Amina now has a new set of dentures but the true gospel value lies not in the blessing they have been, but in the conversations Carol was able to have with her during the repeated trips to the dentist for the making and fitting of the false teeth. God works in ways we can barely imagine!
But it was through experiences like that that and a growing friendship which enabled Carol to offer Amina the gift of Biblical trauma healing. Over six sessions, they worked through the counselling, helping Amina process her grief and trauma and take it to Jesus, the great healer and comforter.
Through the long years of their relationship, Carol and Amina have become close and Amina has become more comfortable with speaking of Jesus. She has even told her husband she is reading the Bible and, by the grace of God, he has accepted that.

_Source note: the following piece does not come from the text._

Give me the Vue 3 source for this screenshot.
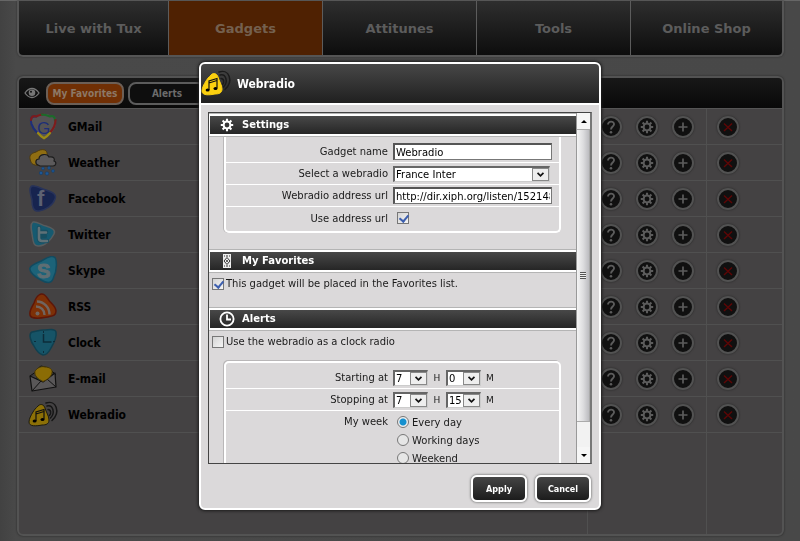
<script setup>
import { ref } from 'vue'

const tabs = ['Live with Tux', 'Gadgets', 'Attitunes', 'Tools', 'Online Shop']
const gadgets = [
  { id: 'gmail', name: 'GMail', letter: 'G' },
  { id: 'weather', name: 'Weather' },
  { id: 'facebook', name: 'Facebook', letter: 'f' },
  { id: 'twitter', name: 'Twitter' },
  { id: 'skype', name: 'Skype', letter: 'S' },
  { id: 'rss', name: 'RSS' },
  { id: 'clock', name: 'Clock' },
  { id: 'email', name: 'E-mail' },
  { id: 'webradio', name: 'Webradio' },
]
const name = ref('Webradio')
const url = ref('http://dir.xiph.org/listen/1521483/listen.m3u')
const useUrl = ref(true)
const favorite = ref(true)
const clockRadio = ref(false)
const week = ref('Every day')
const weekOptions = ['Every day', 'Working days', 'Weekend']
const times = [
  { id: 'start', label: 'Starting at', hour: '7', minute: '0' },
  { id: 'stop', label: 'Stopping at', hour: '7', minute: '15' },
]
</script>

<template>
  <svg class="defs" aria-hidden="true">
    <symbol id="i-gmail" viewBox="0 0 32 30">
      <path d="M8 4C3 3 1 7 3 12c2 6 7 12 13 15 6-3 11-9 12-15 1-6-1-9-5-8-3-3-11-3-15 0z" fill="#555354" />
      <g fill="none" stroke-width="2.200" stroke-linecap="round">
        <path d="M8 4.500C3 3.500 2 7 3.500 12c1 3 3 6 5 8" stroke="#1e2e78" />
        <path d="M3 8c0-3 2-4.500 5-3.500 2-1 4-2 7-2" stroke="#7d1c1c" />
        <path d="M14 2.600c4 0 6 1 8 1.800 3-.8 5 .2 5 4" stroke="#1c6a2a" />
        <path d="M27.500 8c0 4-1.500 8-5 12" stroke="#7d1c1c" />
        <path d="M10 21c2 2.500 4 4 6 5.200 2-1.200 4-2.700 6-5.200" stroke="#9a8a14" />
      </g>
    </symbol>
    <symbol id="i-weather" viewBox="0 0 32 30">
      <path d="M2 11C1 6 5 5 8 4c3-2 6-3 9-2 3 2 2 5 2 8-4 7-8 8-12 7-4-1-4-3-5-6z" fill="#8f6d12" stroke="#4c3a10" />
      <path d="M10 17c-3-1-3-6 1-6 0-5 8-6 10-2 5-1 6 2 5 4 3 1 2 5-1 5H12z" fill="#5c5a5b" stroke="#1c1c1c" stroke-width="1.200" />
      <g fill="#1d5794" stroke="#123a66" stroke-width=".5">
        <circle cx="15" cy="20.500" r="1.400" /><circle cx="21" cy="20" r="1.400" />
        <circle cx="13" cy="25" r="1.700" /><circle cx="19" cy="25.500" r="1.700" /><circle cx="25" cy="23" r="1.400" />
      </g>
    </symbol>
    <symbol id="i-facebook" viewBox="0 0 32 30">
      <path d="M4 2c5-1 9 3 14 4 6 2 11 4 9 9-2 6-9 11-16 12-6 1-7-5-7-11C3 11 0 4 4 2z" fill="#17244f" stroke="#28335a" stroke-width="1.500" />
    </symbol>
    <symbol id="i-twitter" viewBox="0 0 32 30">
      <path d="M5 2c4-1 8 3 13 4 6 2 10 4 8 8-3 6-9 12-15 12-6 1-6-6-7-12C3 9 2 4 5 2z" fill="#165a70" stroke="#575c5e" stroke-width="1.500" />
      <path d="M11 8v10q0 3 3 3h5M12 12h6M12 16h5" fill="none" stroke="#184e60" stroke-width="4.500" stroke-linecap="round" />
      <path d="M11 8v10q0 3 3 3h5M12 12.500h6" fill="none" stroke="#5f7177" stroke-width="2.600" stroke-linecap="round" />
    </symbol>
    <symbol id="i-skype" viewBox="0 0 32 30">
      <path d="M28 4c1 6 0 13-3 19-2 5-7 4-12 1C7 21 1 16 2 12c2-4 8-5 13-8 5-3 12-6 13 0z" fill="#1c6379" stroke="#124b60" stroke-width="1.500" />
    </symbol>
    <symbol id="i-rss" viewBox="0 0 32 30">
      <path d="M11 3c4-3 7 1 9 4 2 4 8 7 8 12 0 5-4 5-8 6-6 1-17 3-18-2-1-4 2-8 4-12 1-3 2-6 5-8z" fill="#7d3007" stroke="#5e1608" stroke-width="1.500" />
      <circle cx="9.500" cy="21.500" r="2" fill="#706560" />
      <path d="M8 14.500c5 0 8.500 3.500 8.500 8.500M9 9.500c7 0 12.500 6 12.500 13" fill="none" stroke="#706560" stroke-width="2.400" />
    </symbol>
    <symbol id="i-clock" viewBox="0 0 32 30">
      <path d="M4 4c5-1 8-2 12-2 5 0 11-2 12 2 1 5-2 11-5 16-2 4-4 7-8 7-4-1-7-5-9-9C3 14 0 6 4 4z" fill="#165467" stroke="#104050" stroke-width="1.500" />
      <path d="M15.500 6v8h8" fill="none" stroke="#0d2c3a" stroke-width="1.500" />
      <path d="M15.500 3v2M6 13.500h2M15.500 23v2M25 13.500h2" stroke="#0d2c3a" />
    </symbol>
    <symbol id="i-email" viewBox="0 0 32 30">
      <path d="M9 5l4-3 8 2 5 5-6 8H9z" fill="#0e6471" stroke="#111" />
      <path d="M2 12l7-5h14l5 4" fill="#3b393a" stroke="#111" />
      <path d="M2 12l13 6 12-9 1 14-24 4z" fill="#595758" stroke="#111" stroke-width="1.200" stroke-linejoin="round" />
      <path d="M4 27l9-10M28 23l-9-8" stroke="#111" />
      <path d="M7 7c3-4 7-5 10-4 4 0 8 2 7 6-1 4-5 7-9 8.500C10 15 6 12 7 7z" fill="#8b6c05" stroke="#4b3a08" />
    </symbol>
    <symbol id="i-webradio" viewBox="0 0 32 30">
      <g fill="none" stroke="var(--wave)" stroke-width="1.500" stroke-linecap="round">
        <path d="M20 9.500c3 0 3.500 4 1.500 6" />
        <path d="M19 6c6-1.500 8.500 7 3.500 12" />
        <path d="M18 3c10-3.500 15 9 6 17.500" />
      </g>
      <path d="M10 6c3-3 6-1 7 2 1 4 4 8 4 12 0 4-3 5-7 5-5 1-13 2-13-3 0-3 2-7 4-10 1-2 3-4 5-6z" fill="var(--pick)" stroke="var(--edge)" />
      <path d="M8 21V12l8-2.500V19M8 14l8-2.500" fill="none" stroke="#111" stroke-width="1.200" />
      <ellipse cx="6.600" cy="21" rx="2" ry="1.500" /><ellipse cx="14.500" cy="19.500" rx="2" ry="1.500" />
    </symbol>
    <symbol id="i-gear" viewBox="0 0 14 14">
      <path d="M7 .8v12.400M.8 7h12.400M2.600 2.600l8.800 8.800M11.400 2.600l-8.800 8.800" stroke="currentColor" stroke-width="2.100" />
      <circle cx="7" cy="7" r="3.400" fill="var(--hole)" stroke="currentColor" stroke-width="2" />
    </symbol>
  </svg>

  <div class="page">
    <nav class="tabs">
      <a v-for="tab in tabs" :key="tab" href="#" :class="{ active: tab === 'Gadgets' }">{{ tab }}</a>
    </nav>

    <main class="panel">
      <header class="filters">
        <svg class="eye" viewBox="0 0 16 12">
          <path d="M1 6c4-6 10-6 14 0-4 6-10 6-14 0z" fill="none" stroke="currentColor" stroke-width="1.300" />
          <circle cx="8" cy="5.800" r="3.300" fill="currentColor" /><circle cx="7" cy="4.800" r="1" fill="#111" />
        </svg>
        <button type="button" class="pill on">My Favorites</button>
        <button type="button" class="pill">Alerts</button>
      </header>
      <ul class="list">
        <li v-for="g in gadgets" :key="g.id" class="row">
          <div class="gadget">
            <svg class="logo" aria-hidden="true">
              <use :href="'#i-' + g.id" />
              <text v-if="g.letter" :class="g.id" x="9" y="22">{{ g.letter }}</text>
            </svg>
            <span>{{ g.name }}</span>
          </div>
          <div class="actions">
            <button type="button" class="round" aria-label="Help">
              <svg viewBox="0 0 14 14"><path d="M4 4.600C4 .6 10.400.8 10 4.500 9.800 6.500 7 6.600 7 9.500" fill="none" stroke="currentColor" stroke-width="1.900" /><circle cx="7" cy="12.200" r="1.300" fill="currentColor" /></svg>
            </button>
            <button type="button" class="round" aria-label="Settings"><svg><use href="#i-gear" /></svg></button>
            <button type="button" class="round" aria-label="Add">
              <svg viewBox="0 0 14 14"><path d="M7 2.500v9M2.500 7h9" stroke="currentColor" stroke-width="1.700" /></svg>
            </button>
          </div>
          <div class="remove">
            <button type="button" class="round red" aria-label="Remove">
              <svg viewBox="0 0 14 14"><path d="M3 3.500l8 7.500M11 3.500L3 11" stroke="currentColor" stroke-width="1.500" /></svg>
            </button>
          </div>
        </li>
        <li class="row rest"><div></div><div class="actions"></div><div class="remove"></div></li>
      </ul>
    </main>
  </div>

  <div class="overlay">
    <form class="dialog" role="dialog" aria-labelledby="dialog-title" @submit.prevent>
      <header class="title">
        <svg class="logo"><use href="#i-webradio" /></svg>
        <h1 id="dialog-title">Webradio</h1>
      </header>

      <div class="scroller">
        <div class="content">
          <h2><svg class="sign"><use href="#i-gear" /></svg>Settings</h2>
          <div class="group first">
            <div class="field">
              <label for="name">Gadget name</label>
              <input id="name" v-model="name" class="text" type="text">
            </div>
            <div class="field">
              <label for="station">Select a webradio</label>
              <span class="pick wide">
                <select id="station"><option>France Inter</option></select>
                <svg viewBox="0 0 16 13"><path d="M4.500 4.500L8 8l3.500-3.500" /></svg>
              </span>
            </div>
            <div class="field">
              <label for="url">Webradio address url</label>
              <input id="url" v-model="url" class="text" type="text">
            </div>
            <div class="field">
              <label for="use-url">Use address url</label>
              <input id="use-url" v-model="useUrl" class="check inset" type="checkbox">
            </div>
          </div>

          <h2>
            <svg class="sign" viewBox="0 0 14 14"><path d="M3 0h8v14H3z" fill="#eee" /><path d="M7 1v2M7 11v2M4 2h1M9 2h1M4 12h1M9 12h1" stroke="#333" /><path d="M7 3.500L10 7l-3 3.500L4 7z" fill="none" stroke="#333" /><circle cx="7" cy="7" r="1" fill="#333" /></svg>
            My Favorites
          </h2>
          <div class="line favorite">
            <input id="fav" v-model="favorite" class="check" type="checkbox">
            <label for="fav">This gadget will be placed in the Favorites list.</label>
          </div>

          <h2>
            <svg class="sign big" viewBox="0 0 16 16"><circle cx="8" cy="8" r="6.600" fill="none" stroke="#fff" stroke-width="1.800" /><path d="M8 3.500V8.500h4" fill="none" stroke="#fff" stroke-width="1.800" /></svg>
            Alerts
          </h2>
          <div class="line">
            <input id="clock" v-model="clockRadio" class="check" type="checkbox">
            <label for="clock">Use the webradio as a clock radio</label>
          </div>
          <div class="group second">
            <div v-for="t in times" :key="t.id" class="field time">
              <label :for="t.id">{{ t.label }}</label>
              <span class="pick">
                <select :id="t.id"><option>{{ t.hour }}</option></select>
                <svg viewBox="0 0 16 13"><path d="M4.500 4.500L8 8l3.500-3.500" /></svg>
              </span>
              <span class="unit">H</span>
              <span class="pick">
                <select :aria-label="t.label + ' minutes'"><option>{{ t.minute }}</option></select>
                <svg viewBox="0 0 16 13"><path d="M4.500 4.500L8 8l3.500-3.500" /></svg>
              </span>
              <span class="unit">M</span>
            </div>
            <div class="field week">
              <span id="week" class="label">My week</span>
              <div class="options" role="radiogroup" aria-labelledby="week">
                <label v-for="o in weekOptions" :key="o">
                  <input v-model="week" class="radio" type="radio" name="week" :value="o">{{ o }}
                </label>
              </div>
            </div>
          </div>
        </div>
        <div class="bar">
          <button type="button" aria-label="Scroll up"><svg viewBox="0 0 6 3"><path d="M0 3l3-3 3 3z" /></svg></button>
          <div class="thumb"></div>
          <div class="track"></div>
          <button type="button" aria-label="Scroll down"><svg viewBox="0 0 6 3"><path d="M0 0l3 3 3-3z" /></svg></button>
        </div>
      </div>

      <footer class="buttons">
        <button type="submit">Apply</button>
        <button type="button">Cancel</button>
      </footer>
    </form>
  </div>
</template>

<style>
body {
  background: #484848;
  font-family: "DejaVu Sans", Verdana, sans-serif;
}
</style>

<style scoped>
* { box-sizing: border-box; }
button, input, select { font: inherit; margin: 0; }
.defs { position: absolute; width: 0; height: 0; }

.page {
  display: flex;
  flex-direction: column;
  gap: 19px;
  min-height: 100vh;
  padding: 0 16px 5px 17px;
  border-top: 1px solid #666;
  background: linear-gradient(90deg, #424242, #494949 16px, #484848);
  color: #000;
  font-family: "DejaVu Sans Condensed", "DejaVu Sans", sans-serif;
  font-stretch: condensed;
  font-weight: 700;
}
.tabs {
  display: grid;
  grid-template-columns: 149fr 153fr 153fr 153fr 151fr;
  gap: 1px;
  border: 2px solid #555;
  border-top: 0;
  border-radius: 0 0 6px 6px;
  background: #5c5c5c;
  box-shadow: 0 0 2px #2c2c2c;
  overflow: hidden;
}
.tabs a {
  padding: 19px 0 18px;
  background: linear-gradient(#2e2e2e, #0d0d0d);
  color: #5c5c5c;
  font-family: "DejaVu Sans", Verdana, sans-serif;
  font-stretch: normal;
  font-size: 13px;
  line-height: 17px;
  text-align: center;
  text-decoration: none;
}
.tabs a.active { background: #4f2102; color: #74604f; }

.panel {
  flex: 1;
  display: flex;
  flex-direction: column;
  border: 2px solid #535353;
  border-radius: 6px;
  background: #444243;
  box-shadow: 0 0 2px #222;
  overflow: hidden;
}
.filters {
  display: flex;
  align-items: center;
  gap: 4px;
  height: 31px;
  padding-left: 5px;
  border-bottom: 1px solid #555;
  background: linear-gradient(#181818, #090909);
}
.eye { width: 16px; height: 12px; margin-right: 2px; color: #777; }
.pill {
  width: 78px;
  height: 23px;
  padding: 0;
  border: 2px solid #5c5c5c;
  border-radius: 8px;
  background: #0e0e0e;
  color: #6c6c6c;
  font-size: 10px;
}
.pill.on { background: #702f04; color: #8c7867; border-color: #6c5f56; }
.list {
  flex: 1;
  display: flex;
  flex-direction: column;
  margin: 0;
  padding: 0;
  list-style: none;
}
.row {
  display: grid;
  grid-template-columns: 1fr 119px 76px;
  height: 36px;
  border-bottom: 1px solid #505050;
}
.row.rest { flex: 1; border: 0; }
.gadget {
  display: flex;
  align-items: center;
  gap: 8px;
  padding-left: 9px;
  font-size: 12px;
}
.logo { width: 32px; height: 30px; --pick: #8c7007; --edge: #1c1a10; --wave: #161616; }
.logo text { font-family: "Liberation Sans", Arial, sans-serif; }
.logo .gmail { fill: #1e2e78; font-size: 17px; font-weight: 400; }
.logo .facebook { fill: #5d6172; font-size: 22px; }
.logo .skype { fill: #5f6e73; stroke: #5f6e73; font-size: 20px; }
.actions, .remove {
  display: flex;
  align-items: center;
  gap: 14px;
  padding-left: 12px;
  border-left: 1px solid #505050;
}
.remove { padding-left: 10px; }
.round {
  display: grid;
  place-items: center;
  width: 22px;
  height: 22px;
  padding: 0;
  border: 2px solid #525252;
  border-radius: 50%;
  background: #101010;
  box-shadow: 0 0 2px #222;
  color: #5c5c5c;
  --hole: #101010;
}
.round svg { width: 14px; height: 14px; }
.round.red { color: #5c0606; }

.overlay {
  position: fixed;
  inset: 0;
  display: flex;
  justify-content: center;
  padding: 62px 0 31px;
  color: #1a1a1a;
  font-size: 10px;
}
.dialog {
  display: flex;
  flex-direction: column;
  width: 402px;
  max-width: 100%;
  border: 2px solid #fff;
  border-radius: 6px;
  background: #dbd9da;
  box-shadow: 0 0 3px 1px #1c1c1c;
  overflow: hidden;
}
.title {
  display: flex;
  align-items: center;
  gap: 4px;
  flex: none;
  height: 41px;
  border-bottom: 2px solid #fff;
  background: linear-gradient(#474747, #202020);
}
.title .logo { --pick: #fbd00f; --edge: #fbd00f; --wave: #1b1b1b; }
.title h1 {
  margin: 0;
  color: #fff;
  font: 700 12px "DejaVu Sans Condensed", "DejaVu Sans", sans-serif;
  font-stretch: condensed;
}
.scroller {
  flex: 1;
  display: flex;
  min-height: 0;
  margin: 7px 7px 0;
  border: 1px solid #444;
  border-right: 2px solid #777;
}
.content {
  flex: 1;
  display: flex;
  flex-direction: column;
  min-width: 0;
  overflow: hidden;
}
.content > * { flex: none; }
h2 {
  display: flex;
  align-items: center;
  gap: 8px;
  height: 22px;
  margin: 1px 0;
  padding-left: 10px;
  border: 0 solid #fff;
  border-width: 2px 0 2px 1px;
  outline: 1px solid #b4b4b4;
  background: linear-gradient(#484848, #262626);
  color: #fff;
  font-size: 10px;
  line-height: 18px;
}
.sign { width: 14px; height: 14px; color: #fff; --hole: #363636; }
.sign.big { width: 16px; height: 16px; margin: 0 -1px; }
.group {
  margin: 0 15px;
  border: 2px solid #fff;
  border-radius: 5px;
  box-shadow: -1px -1px 0 #b9b7b8;
}
.group.first { margin-bottom: 16px; border-top: 0; border-radius: 0 0 5px 5px; box-shadow: -1px 0 0 #b9b7b8; }
.group.second { margin-top: 8px; }
.field {
  display: grid;
  grid-template-columns: 162px 159px;
  align-items: center;
  column-gap: 5px;
  height: 22px;
  border-bottom: 1px solid #fff;
}
.field:first-child { height: 26px; padding-top: 4px; }
.field:last-child { height: 24px; padding-bottom: 2px; border: 0; }
.field > label, .label { text-align: right; }
.text {
  width: 100%;
  height: 17px;
  padding: 0 1px;
  border: 2px solid #666;
  border-width: 2px 1px 1px 2px;
  border-color: #555 #777 #777 #555;
  background: #fff;
  color: #000;
}
.pick { display: grid; width: 35px; }
.pick.wide { width: 157px; }
.pick select {
  grid-area: 1 / 1;
  width: 100%;
  height: 16px;
  padding: 0 0 0 1px;
  appearance: none;
  border: 1px solid #999;
  border-width: 2px 1px 1px 2px;
  border-color: #666 #ccc #ccc #666;
  border-radius: 0;
  background: #fff;
  color: #000;
}
.pick svg {
  grid-area: 1 / 1;
  justify-self: end;
  align-self: center;
  width: 17px;
  height: 13px;
  margin: 1px 1px 0 0;
  border: 1px solid #888;
  background: #eee;
  pointer-events: none;
}
.pick path { fill: none; stroke: #111; stroke-width: 2; }
.check {
  flex: none;
  width: 12px;
  height: 12px;
  appearance: none;
  border: 1px solid #777;
  background: linear-gradient(135deg, #d4d4d4, #f5f5f5);
}
.check.inset { margin-left: 4px; }
.check:checked::before {
  content: "";
  display: block;
  width: 4px;
  height: 7px;
  margin: 0 3px;
  border: solid #3d5fae;
  border-width: 0 2px 2px 0;
  transform: rotate(40deg);
}
.line { display: flex; align-items: center; gap: 2px; height: 22px; padding-left: 3px; }
.line.favorite { margin-bottom: 12px; }
.line label { line-height: 14px; }
.field.time { grid-template-columns: 162px 35px 8px 35px 8px; }
.unit { font-size: 9px; text-align: center; }
.field.week { height: auto; align-items: start; }
.label { line-height: 22px; }
.options { display: grid; grid-auto-rows: 18px; padding: 2px 0 0 4px; }
.options label { display: flex; align-items: center; gap: 3px; }
.radio {
  width: 12px;
  height: 12px;
  appearance: none;
  border: 1px solid #777;
  border-radius: 50%;
  background: #e6e6e6;
}
.radio:checked { background: radial-gradient(circle, #1590cf 3px, #eee 4px); }
.bar {
  display: flex;
  flex-direction: column;
  width: 14px;
  border-left: 1px solid #999;
  background: #f2f2f2;
}
.bar button {
  display: grid;
  place-items: center;
  height: 16px;
  padding: 0;
  border: 0;
  background: #f6f6f6;
}
.bar svg { width: 6px; height: 3px; }
.thumb {
  flex: 293;
  display: grid;
  place-items: center;
  border: 1px solid #aaa;
  border-left: 0;
  background: linear-gradient(90deg, #f4f4f4, #dedee0 50%, #bcbcc0);
}
.thumb::before {
  content: "";
  width: 6px;
  height: 7px;
  background: repeating-linear-gradient(#555 0 1px, #eee 1px 2px);
}
.track { flex: 25; }
.buttons {
  display: flex;
  justify-content: flex-end;
  gap: 8px;
  padding: 11px 8px 6px;
}
.buttons button {
  width: 56px;
  height: 27px;
  padding: 0;
  border: 2px solid #fff;
  border-radius: 6px;
  background: linear-gradient(#454545, #1c1c1c);
  box-shadow: 0 0 2px 1px #999;
  color: #fff;
  font: 700 9px "DejaVu Sans Condensed", "DejaVu Sans", sans-serif;
  font-stretch: condensed;
}
</style>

John and Carol have now left Lebanon and are honest enough to admit that they do not know how Amina’s relationship with Christ will continue from here on. But they are very happy to have played a small part in showing her the true love of Christ, opening up the goodness of the gospel and helping her see where her salvation truly lies.
Please pray
• That Amina’s desire to learn about Jesus will grow and grow, even though Carol and John have had to leave the country.
• For more gospel workers to be raised up from the global church with a heart for the people of Lebanon and a willingness to serve in a very beautiful country.
• For John, Carol and their family as they transition back to the UK after 20 years abroad; that they will settle in quickly to a new season of ministry and not suffer too much homesickness for the friends and places they have left behind.